Simulation of Fluorescence Molecular Tomography using a Registered Digital Mouse Atlas

Fluorescence Molecular Tomography (FMT) constitutes a functional and molecular imaging tool complementing well-established anatomical imaging modalities such as magnetic resonance imaging (MRI) and X-ray computer tomography (CT). Preclinical applications of FMT in the fields of tumor imaging, breast imaging, proteomic research, and drug discovery have been reported. We have developed the Smart ToolkIt for Fluorescence Tomography (STIFT) software platform for simulating, reconstructing and optimizing FMT. However, accurate reconstruction of FMT data for inhomogeneous objects of complex shape, e.g. a live mouse, requires prior information about the anatomy. This work addresses this issue by incorporating a digital mouse atlas into STIFT. The Digimouse consists of high-resolution and well-registered multimodal volumetric images of a post-mortem 28g male C57B1/6 mouse.

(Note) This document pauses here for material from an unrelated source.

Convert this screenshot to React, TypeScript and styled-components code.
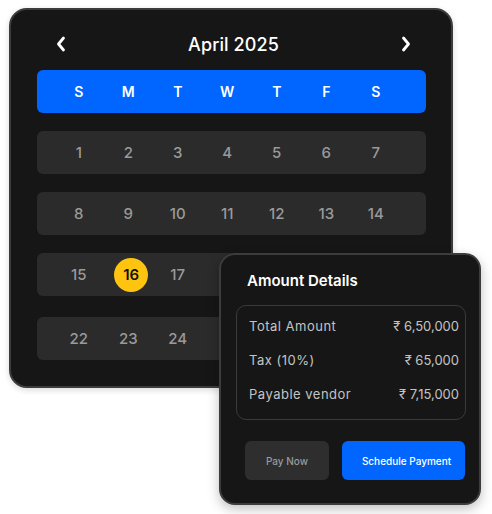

Techniques including cropping, translation, and de-noising were performed on the Digimouse atlas (DA), the Digimouse CT volume (DCT), and our MR datasets. To decrease the discrepancy between the DCT and the DA, the skull regions of these two volumes were enhanced and the DA was deformed using the transformation matrix. Followed, was another automated registration, between an experimental MRI dataset and the newly coupled DCT-DA dataset by fixing the former. Finally, the registered DA was used for meshing and FMT simulations. The quality of registration was quantified and shown to have increased organ volume overlap using the Dice similarity coefficient as metric. The reconstructed fluorophore distribution matches well with the preset ground truth, demonstrating that the meshed atlas is compatible with STIFT.